## Task brief
Pull out every line with the word "this" from the entries below.

## Interface markup and scripts
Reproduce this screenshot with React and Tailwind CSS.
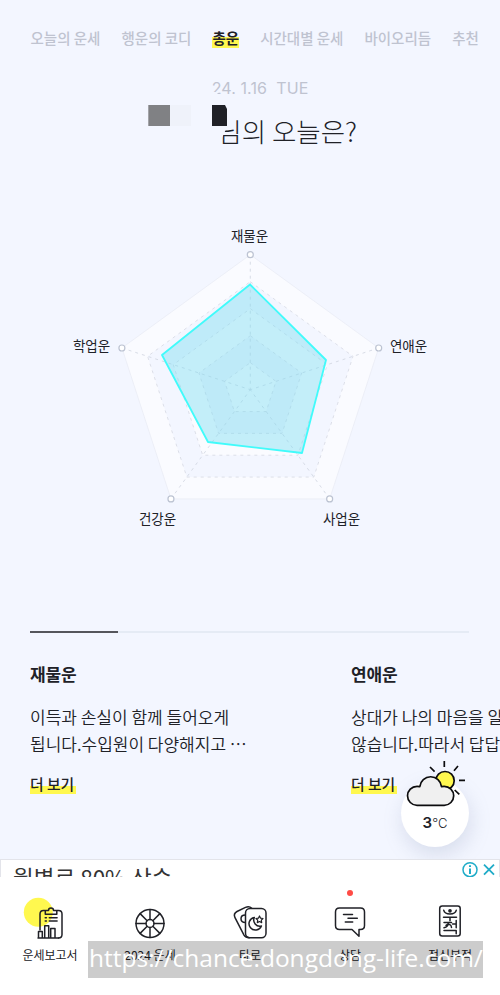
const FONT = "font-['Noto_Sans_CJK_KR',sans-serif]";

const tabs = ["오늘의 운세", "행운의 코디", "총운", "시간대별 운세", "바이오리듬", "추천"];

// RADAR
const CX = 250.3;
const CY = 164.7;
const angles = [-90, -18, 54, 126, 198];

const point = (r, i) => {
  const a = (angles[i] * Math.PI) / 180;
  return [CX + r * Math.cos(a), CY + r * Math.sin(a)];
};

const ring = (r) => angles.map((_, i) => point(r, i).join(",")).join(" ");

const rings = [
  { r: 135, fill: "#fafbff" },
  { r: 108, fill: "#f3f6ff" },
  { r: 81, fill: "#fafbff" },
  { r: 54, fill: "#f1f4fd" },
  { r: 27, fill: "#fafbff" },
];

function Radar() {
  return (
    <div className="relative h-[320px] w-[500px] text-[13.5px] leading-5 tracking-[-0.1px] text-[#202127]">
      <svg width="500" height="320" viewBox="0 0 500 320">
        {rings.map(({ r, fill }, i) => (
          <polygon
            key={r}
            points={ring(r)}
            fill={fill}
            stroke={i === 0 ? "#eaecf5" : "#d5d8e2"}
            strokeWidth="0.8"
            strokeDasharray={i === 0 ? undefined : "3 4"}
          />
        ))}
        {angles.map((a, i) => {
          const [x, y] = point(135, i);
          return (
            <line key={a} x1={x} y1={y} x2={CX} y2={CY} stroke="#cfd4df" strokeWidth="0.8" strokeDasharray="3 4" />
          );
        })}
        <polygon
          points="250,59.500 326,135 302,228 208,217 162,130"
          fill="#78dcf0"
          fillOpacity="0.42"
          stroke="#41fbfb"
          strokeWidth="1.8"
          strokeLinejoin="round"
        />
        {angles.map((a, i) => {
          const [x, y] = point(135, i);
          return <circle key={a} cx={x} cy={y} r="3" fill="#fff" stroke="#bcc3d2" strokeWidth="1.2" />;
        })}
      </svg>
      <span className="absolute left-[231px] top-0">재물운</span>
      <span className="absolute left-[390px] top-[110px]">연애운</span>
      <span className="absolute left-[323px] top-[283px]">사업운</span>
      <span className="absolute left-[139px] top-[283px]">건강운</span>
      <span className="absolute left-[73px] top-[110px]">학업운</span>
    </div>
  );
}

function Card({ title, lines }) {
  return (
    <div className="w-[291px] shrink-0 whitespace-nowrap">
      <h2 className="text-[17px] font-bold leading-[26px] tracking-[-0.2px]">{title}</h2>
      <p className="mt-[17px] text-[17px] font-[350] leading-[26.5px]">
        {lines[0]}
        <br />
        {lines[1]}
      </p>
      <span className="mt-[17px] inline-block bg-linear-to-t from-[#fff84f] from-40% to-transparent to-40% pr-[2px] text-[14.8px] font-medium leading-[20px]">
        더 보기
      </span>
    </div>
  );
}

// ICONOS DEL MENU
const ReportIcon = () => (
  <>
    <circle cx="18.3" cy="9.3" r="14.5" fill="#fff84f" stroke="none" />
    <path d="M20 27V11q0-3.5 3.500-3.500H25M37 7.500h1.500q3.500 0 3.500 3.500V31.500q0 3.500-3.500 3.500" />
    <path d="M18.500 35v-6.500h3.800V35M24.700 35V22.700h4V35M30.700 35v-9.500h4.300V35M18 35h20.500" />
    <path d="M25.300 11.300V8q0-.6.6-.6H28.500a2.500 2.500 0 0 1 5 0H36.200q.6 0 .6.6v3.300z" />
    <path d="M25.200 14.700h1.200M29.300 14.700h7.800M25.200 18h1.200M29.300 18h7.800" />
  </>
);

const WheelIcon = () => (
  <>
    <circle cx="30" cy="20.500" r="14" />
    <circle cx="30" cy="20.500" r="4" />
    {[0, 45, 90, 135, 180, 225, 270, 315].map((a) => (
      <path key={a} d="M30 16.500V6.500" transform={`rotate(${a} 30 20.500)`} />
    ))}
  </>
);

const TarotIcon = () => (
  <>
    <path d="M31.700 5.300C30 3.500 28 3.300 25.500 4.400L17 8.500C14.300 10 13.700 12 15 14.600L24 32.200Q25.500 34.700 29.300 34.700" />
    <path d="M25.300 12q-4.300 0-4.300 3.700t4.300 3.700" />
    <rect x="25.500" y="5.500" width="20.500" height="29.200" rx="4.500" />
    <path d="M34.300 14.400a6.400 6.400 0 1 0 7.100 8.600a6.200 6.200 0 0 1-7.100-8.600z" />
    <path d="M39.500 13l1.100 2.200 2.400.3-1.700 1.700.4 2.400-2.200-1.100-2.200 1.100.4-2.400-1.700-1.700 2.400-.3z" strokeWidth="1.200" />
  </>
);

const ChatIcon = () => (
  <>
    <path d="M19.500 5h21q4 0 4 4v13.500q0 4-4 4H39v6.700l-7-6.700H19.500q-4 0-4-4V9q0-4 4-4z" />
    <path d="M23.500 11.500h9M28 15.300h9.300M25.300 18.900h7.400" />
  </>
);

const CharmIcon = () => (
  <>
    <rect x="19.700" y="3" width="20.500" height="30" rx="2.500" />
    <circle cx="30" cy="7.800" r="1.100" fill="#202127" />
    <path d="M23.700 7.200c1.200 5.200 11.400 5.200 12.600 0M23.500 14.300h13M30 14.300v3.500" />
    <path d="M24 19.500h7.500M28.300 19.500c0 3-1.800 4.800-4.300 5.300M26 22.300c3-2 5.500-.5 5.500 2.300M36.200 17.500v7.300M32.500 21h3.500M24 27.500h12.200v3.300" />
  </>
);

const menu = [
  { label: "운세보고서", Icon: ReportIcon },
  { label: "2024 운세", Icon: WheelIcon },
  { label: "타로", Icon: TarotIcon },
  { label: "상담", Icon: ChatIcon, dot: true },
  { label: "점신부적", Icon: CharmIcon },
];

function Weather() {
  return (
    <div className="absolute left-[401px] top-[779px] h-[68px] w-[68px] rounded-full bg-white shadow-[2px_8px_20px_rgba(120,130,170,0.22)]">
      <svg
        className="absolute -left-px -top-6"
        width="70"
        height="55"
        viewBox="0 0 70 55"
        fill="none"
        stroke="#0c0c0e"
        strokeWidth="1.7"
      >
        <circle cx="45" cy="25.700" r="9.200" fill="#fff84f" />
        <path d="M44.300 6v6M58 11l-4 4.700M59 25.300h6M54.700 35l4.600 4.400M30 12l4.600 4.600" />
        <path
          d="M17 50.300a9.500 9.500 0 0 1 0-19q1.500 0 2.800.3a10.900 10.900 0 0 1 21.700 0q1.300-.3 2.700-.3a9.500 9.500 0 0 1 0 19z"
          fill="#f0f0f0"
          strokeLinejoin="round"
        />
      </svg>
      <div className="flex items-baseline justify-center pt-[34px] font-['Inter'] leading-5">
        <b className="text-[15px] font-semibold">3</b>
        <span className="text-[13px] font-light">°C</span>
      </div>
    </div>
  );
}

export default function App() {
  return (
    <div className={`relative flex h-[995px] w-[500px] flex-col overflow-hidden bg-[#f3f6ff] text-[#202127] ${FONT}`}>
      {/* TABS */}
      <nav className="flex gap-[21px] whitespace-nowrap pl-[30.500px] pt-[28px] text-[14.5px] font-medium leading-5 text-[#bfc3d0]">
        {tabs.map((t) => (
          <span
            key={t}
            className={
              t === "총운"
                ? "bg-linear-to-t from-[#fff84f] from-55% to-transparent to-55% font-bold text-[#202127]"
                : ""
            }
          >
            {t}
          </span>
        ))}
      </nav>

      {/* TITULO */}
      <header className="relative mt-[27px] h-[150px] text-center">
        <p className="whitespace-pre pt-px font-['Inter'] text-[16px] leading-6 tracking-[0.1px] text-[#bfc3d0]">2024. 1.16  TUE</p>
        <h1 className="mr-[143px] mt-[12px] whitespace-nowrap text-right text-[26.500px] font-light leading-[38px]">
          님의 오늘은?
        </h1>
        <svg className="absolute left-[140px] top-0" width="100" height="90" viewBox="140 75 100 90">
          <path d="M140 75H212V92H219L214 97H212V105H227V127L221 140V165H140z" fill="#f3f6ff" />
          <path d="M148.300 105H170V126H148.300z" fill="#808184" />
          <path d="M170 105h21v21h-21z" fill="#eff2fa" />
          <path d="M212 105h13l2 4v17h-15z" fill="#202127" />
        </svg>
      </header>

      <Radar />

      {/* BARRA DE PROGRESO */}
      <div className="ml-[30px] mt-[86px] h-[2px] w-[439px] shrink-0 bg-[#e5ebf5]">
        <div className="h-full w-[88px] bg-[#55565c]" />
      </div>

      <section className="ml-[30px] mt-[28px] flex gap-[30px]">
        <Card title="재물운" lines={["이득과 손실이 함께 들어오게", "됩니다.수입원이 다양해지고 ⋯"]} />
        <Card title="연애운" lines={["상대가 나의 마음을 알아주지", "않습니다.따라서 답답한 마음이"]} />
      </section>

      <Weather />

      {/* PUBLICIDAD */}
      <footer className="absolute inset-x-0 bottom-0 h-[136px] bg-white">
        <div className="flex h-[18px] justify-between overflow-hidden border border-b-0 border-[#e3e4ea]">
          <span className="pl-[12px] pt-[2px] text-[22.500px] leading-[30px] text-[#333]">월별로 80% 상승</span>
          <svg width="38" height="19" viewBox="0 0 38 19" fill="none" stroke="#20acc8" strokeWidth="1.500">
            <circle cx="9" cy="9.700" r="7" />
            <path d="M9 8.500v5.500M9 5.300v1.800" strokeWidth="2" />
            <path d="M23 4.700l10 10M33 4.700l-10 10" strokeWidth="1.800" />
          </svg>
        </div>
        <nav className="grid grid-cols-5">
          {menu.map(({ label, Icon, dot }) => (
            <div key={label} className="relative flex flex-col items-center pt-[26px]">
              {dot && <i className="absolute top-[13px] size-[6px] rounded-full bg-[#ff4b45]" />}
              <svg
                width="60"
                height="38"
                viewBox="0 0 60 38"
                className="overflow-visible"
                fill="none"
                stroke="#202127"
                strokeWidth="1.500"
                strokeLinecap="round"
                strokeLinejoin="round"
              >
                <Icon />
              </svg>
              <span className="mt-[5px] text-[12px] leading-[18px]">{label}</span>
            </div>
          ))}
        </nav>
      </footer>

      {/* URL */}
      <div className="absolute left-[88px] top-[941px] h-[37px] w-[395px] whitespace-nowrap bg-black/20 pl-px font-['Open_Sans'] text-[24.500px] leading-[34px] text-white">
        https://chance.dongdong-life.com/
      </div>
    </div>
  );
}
---
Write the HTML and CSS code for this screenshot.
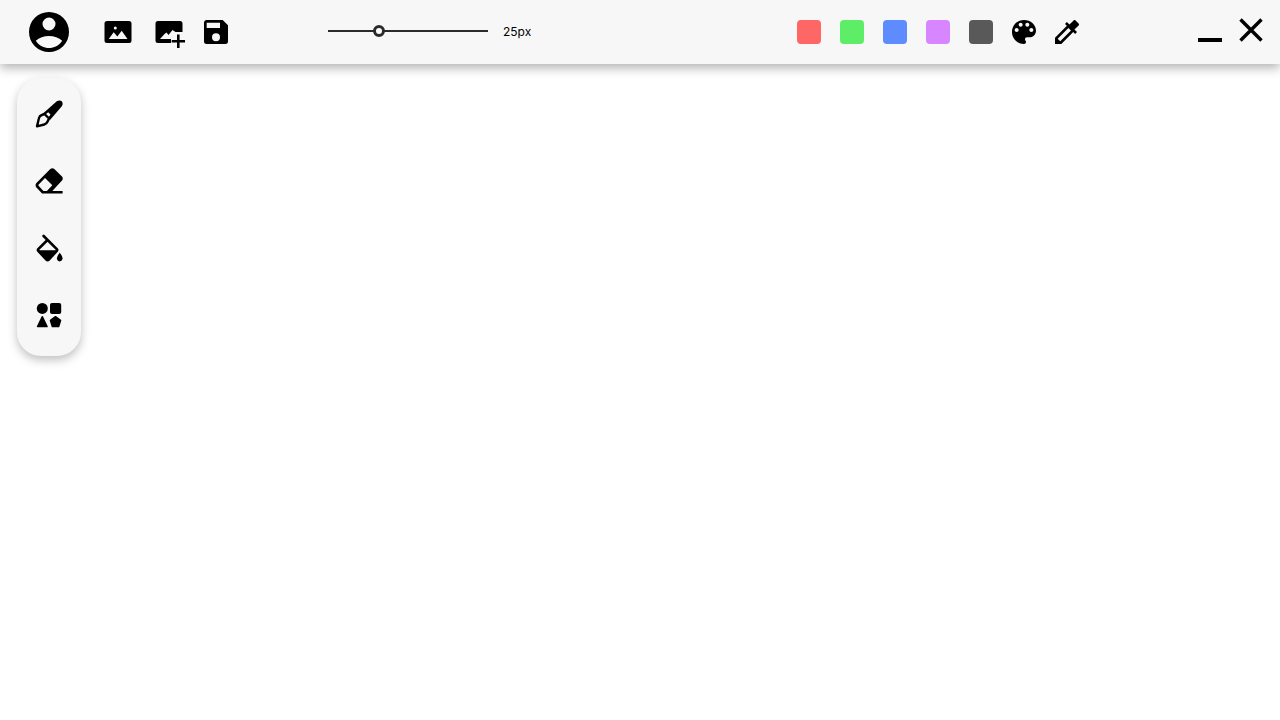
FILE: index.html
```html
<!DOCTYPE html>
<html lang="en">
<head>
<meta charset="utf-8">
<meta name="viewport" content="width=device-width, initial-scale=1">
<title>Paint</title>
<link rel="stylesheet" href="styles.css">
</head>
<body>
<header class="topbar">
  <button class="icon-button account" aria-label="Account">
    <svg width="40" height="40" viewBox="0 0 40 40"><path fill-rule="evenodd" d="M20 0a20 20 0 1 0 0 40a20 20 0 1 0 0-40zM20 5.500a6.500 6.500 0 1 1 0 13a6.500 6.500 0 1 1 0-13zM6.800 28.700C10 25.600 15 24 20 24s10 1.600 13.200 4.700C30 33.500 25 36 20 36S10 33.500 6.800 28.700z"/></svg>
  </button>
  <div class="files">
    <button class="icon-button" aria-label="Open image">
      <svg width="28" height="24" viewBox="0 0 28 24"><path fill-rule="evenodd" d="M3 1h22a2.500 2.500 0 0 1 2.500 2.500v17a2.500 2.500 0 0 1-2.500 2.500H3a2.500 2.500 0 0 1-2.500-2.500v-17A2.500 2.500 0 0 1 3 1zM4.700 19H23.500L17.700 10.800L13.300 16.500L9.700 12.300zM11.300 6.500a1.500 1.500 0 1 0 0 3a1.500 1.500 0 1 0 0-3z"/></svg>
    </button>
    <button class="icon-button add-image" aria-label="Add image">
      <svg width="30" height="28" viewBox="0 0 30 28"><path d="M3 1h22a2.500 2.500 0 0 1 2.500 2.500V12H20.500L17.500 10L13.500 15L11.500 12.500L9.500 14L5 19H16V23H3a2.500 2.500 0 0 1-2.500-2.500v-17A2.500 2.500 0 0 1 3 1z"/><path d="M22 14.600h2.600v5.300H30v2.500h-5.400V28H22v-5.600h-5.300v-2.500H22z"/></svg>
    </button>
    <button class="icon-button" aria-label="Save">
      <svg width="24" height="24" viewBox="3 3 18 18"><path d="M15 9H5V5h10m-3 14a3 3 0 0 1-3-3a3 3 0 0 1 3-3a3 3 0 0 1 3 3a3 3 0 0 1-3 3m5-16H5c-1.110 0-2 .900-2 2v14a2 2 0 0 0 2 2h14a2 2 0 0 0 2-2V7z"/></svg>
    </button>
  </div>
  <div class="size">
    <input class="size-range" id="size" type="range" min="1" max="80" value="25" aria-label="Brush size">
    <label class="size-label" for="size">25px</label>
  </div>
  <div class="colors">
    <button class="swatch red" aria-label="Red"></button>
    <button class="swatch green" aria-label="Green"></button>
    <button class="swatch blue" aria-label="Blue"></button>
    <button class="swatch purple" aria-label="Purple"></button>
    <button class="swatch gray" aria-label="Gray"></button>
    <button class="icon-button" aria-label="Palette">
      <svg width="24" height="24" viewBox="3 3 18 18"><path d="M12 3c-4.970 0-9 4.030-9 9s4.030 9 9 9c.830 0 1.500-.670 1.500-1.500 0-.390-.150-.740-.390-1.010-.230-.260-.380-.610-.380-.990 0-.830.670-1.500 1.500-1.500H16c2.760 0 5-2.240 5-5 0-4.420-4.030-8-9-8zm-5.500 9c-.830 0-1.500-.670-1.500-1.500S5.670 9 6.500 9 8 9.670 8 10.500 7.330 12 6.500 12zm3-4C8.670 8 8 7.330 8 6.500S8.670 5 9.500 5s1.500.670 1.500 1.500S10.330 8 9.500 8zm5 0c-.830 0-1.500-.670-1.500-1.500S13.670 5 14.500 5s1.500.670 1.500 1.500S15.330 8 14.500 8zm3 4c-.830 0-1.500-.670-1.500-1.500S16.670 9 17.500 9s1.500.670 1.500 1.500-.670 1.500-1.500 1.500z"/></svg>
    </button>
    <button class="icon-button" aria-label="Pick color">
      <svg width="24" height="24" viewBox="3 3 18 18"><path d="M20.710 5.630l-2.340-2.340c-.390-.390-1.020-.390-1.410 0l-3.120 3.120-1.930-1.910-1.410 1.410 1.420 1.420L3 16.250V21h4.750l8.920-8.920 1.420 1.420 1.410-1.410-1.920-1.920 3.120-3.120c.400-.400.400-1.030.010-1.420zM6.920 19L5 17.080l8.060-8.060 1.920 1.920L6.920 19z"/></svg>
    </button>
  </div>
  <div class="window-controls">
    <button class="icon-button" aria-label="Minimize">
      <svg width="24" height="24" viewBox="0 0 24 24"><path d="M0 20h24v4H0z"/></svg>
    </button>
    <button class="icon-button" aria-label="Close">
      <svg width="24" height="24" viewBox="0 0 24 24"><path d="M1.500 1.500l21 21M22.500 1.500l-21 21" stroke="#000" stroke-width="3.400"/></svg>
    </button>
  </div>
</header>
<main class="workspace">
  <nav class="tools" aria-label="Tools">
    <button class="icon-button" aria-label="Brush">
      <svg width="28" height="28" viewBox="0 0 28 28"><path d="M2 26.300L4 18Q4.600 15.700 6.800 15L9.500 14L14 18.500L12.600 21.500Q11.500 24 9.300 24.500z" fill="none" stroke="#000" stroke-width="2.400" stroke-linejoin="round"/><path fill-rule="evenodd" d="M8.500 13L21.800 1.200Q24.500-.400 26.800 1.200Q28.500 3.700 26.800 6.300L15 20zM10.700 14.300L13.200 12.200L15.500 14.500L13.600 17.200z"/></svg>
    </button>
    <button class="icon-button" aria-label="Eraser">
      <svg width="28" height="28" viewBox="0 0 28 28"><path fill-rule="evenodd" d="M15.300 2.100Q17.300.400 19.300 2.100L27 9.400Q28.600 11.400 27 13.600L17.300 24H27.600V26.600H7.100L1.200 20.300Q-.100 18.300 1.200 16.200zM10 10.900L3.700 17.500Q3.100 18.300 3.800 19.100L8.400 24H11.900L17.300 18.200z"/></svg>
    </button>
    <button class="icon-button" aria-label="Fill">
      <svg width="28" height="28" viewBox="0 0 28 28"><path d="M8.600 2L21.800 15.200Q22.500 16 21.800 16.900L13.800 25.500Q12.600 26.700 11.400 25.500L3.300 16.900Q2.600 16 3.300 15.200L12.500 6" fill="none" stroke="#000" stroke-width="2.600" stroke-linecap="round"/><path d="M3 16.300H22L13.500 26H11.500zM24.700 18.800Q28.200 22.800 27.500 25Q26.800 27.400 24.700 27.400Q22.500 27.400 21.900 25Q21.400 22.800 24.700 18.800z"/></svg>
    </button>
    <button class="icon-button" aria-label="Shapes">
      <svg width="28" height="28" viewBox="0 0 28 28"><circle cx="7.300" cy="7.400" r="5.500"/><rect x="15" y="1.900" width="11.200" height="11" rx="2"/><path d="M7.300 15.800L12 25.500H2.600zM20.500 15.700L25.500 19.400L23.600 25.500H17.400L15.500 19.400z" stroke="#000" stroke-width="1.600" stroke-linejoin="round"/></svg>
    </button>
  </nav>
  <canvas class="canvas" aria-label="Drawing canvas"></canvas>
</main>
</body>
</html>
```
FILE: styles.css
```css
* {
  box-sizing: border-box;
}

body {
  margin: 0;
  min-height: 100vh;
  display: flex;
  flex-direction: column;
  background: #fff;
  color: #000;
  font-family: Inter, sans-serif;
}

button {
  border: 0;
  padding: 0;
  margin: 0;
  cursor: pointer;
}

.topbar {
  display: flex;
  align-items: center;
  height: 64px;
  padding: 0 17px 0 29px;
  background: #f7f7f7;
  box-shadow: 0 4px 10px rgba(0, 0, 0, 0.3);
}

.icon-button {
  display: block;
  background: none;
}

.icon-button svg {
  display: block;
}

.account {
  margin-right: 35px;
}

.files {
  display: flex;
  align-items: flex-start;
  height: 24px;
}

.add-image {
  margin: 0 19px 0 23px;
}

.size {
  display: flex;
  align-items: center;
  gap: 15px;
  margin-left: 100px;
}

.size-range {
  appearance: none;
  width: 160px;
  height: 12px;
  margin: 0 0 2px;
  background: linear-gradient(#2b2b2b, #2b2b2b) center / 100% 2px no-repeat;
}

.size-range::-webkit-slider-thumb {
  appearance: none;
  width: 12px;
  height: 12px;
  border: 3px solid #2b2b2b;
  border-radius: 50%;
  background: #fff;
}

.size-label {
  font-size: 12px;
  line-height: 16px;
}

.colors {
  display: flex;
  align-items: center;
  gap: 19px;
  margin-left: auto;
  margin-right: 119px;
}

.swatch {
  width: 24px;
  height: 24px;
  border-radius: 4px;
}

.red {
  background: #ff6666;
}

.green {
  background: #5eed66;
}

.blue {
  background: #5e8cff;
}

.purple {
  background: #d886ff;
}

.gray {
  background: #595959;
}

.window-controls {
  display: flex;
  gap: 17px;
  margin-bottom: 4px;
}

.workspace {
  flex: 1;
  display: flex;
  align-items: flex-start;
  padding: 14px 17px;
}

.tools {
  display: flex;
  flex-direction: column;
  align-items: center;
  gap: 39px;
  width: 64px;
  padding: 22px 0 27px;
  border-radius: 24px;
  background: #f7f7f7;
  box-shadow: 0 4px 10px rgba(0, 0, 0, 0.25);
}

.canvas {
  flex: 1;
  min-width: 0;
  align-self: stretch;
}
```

## The completed task
Reproduce this screenshot with React and Tailwind CSS.
Write the HTML and CSS code for this screenshot.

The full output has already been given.